In a tweet, Mr Ludlam said he had “no wish to draw out the uncertainty or create a lengthy legal dispute, particularly when the Constitution is so clear”.

“I am resigning as Senator for Western Australia and Co-Deputy Leader of the Australian Greens, effective today,” he wrote.

“This was my error, something I should have checked when I first nominated for preselection in 2006.

Mr Ludlam was born in Palmerston North in New Zealand and left the country with his family when he was three.

He settled in Australia not long before his ninth birthday, before being naturalised when he was in his mid-teens.
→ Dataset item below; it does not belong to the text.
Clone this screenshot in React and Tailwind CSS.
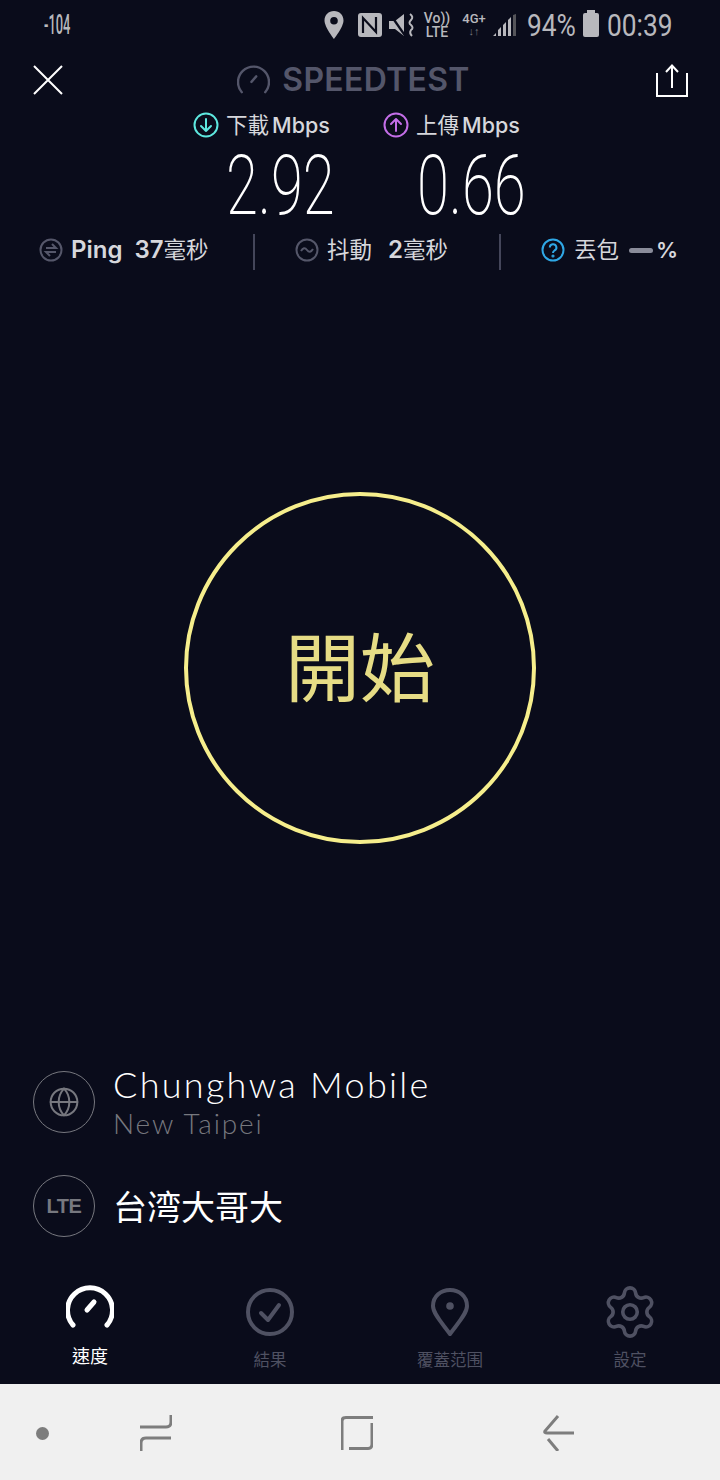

“[I] assumed that was the end of my New Zealand citizenship,” he said. “It is entirely my responsibility — it wasn’t the way I was hoping to go out.”

The premise of Section 44 comes from an era where the notion of exclusive “national loyalty” was predominant. But several social media users took to Twitter to express their bewilderment over the apparent “outdated” legislation that many claimed should be amended or deleted completely.

In a similar case, Heather Hill — who was elected to the Senate in 1998 — was challenged in the High Court the following year on the grounds that she held dual citizenship of Australia and the UK. The High Court ruled that the dual citizenship made Ms Hill’s election invalid because it contravened section 44 (i.) of the Constitution.

Section 44 of the Australian Constitution has subsequently been the topic of regular review and debate.

In 1980, the Senate referred constitutional qualification and disqualification issues to its Standing Committee on Constitutional and Legal Affairs.

The Committee’s subsequent report, The Constitutional Qualifications of Members of Parliament, recommended that every one of the five subsections of section 44 be either amended or deleted. But that never eventuated.